On 9/25/2017 7:24 AM, Sean Dague wrote:
On 09/25/2017 07:56 AM, Chris Dent wrote:
On Fri, 22 Sep 2017, Paul Belanger wrote:
This is not a good example of encouraging anybody to contribute to the
project.
Yes. This entire thread was a bit disturbing to read. Yes, I totally
agree that mass patches that do very little are a big cost to
reviewer and CI time but a lot of the responses sound like: "go away
you people who don't understand our special culture and our
important work".
That's not a good look.
Matt's original comment is good in and of itself: I saw a thing,
let's remember to curtail this stuff and do it in a nice way.
But then we generate a long thread about it. It's odd to me that
these threads sometimes draw more people out then discussions about
actually improving the projects.
It's also odd that if OpenStack were small and differently
structured, any self-respecting maintainer would be happy to see
a few typo fixes and generic cleanups. Anything to push the quality
forward is nice. But because of the way we do review and because of
the way we do CI these things are seen as expensive distractions[1].
We're old and entrenched enough now that our tooling enforces our
culture and our culture enforces our tooling.
[1] Note that I'm not denying they are expensive distractions nor
that they need to be managed as such.
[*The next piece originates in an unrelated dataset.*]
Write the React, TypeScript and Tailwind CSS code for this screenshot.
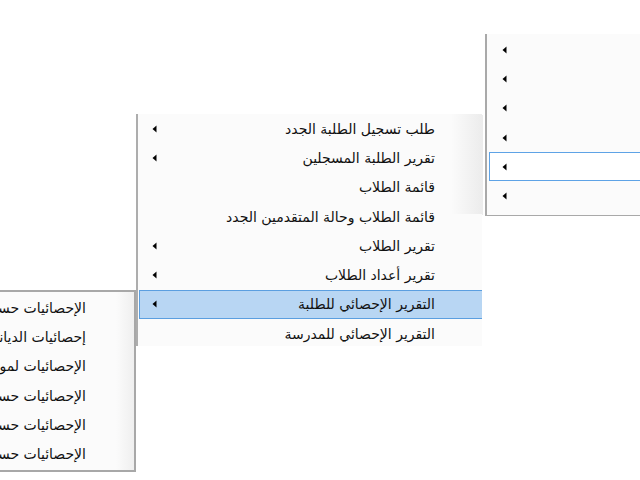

They are, but a lot of that
is on us.
I was trying to ignore the thread in the hopes it would die out quick.
But torches and pitchforks all came out from the far corners, so I'm
going to push back on that a bit.
I'm not super clear why there is always so much outrage about these
patches. They are fixing real things. When I encounter them, I just
approve them to get them merged quickly and not backing up the review
queue, using more CI later if they need rebasing. They are fixing real
things. Maybe there is a CI cost, but the faster they are merged the
less likely someone else is to propose it in the future, which keeps
down the CI cost. And if we have a culture of just fixing typos later,
then we spend less CI time on patches the first time around with 2 or 3
iterations catching typos.
Thank you for saying what I failed to say in my most recent response. I
know some people don't care about typos, etc but they are things that
make us look like a lower quality community. It is stuff to fix and I
think we are wasting more resource in this discussion than just getting
the patches through.
I think the concern is the ascribed motive for why people are putting
these up. That's fine to feel that people are stat padding (and that too
many things are driven off metrics). But, honestly, that's only
important if we make it important. Contributor stats are always going to
be pretty much junk stats. They are counting things to be the same which
are wildly variable in meaning (number of patches, number of Lines of
Code).
My personal view is just merge things that fix things that are wrong,
don't care why people are doing it. If it gets someone a discounted
ticket somewhere, so be it. It's really not any skin off our back in the
process.
+2 I am going to assume the voice of reason has been heard and not
frustrate myself further with this thread.
If people are deeply concerned about CI resources, step one is to get
some better accounting into the existing system to see where resources
are currently spent, and how we could ensure that time is fairly spread
around to ensure maximum productivity by all developers.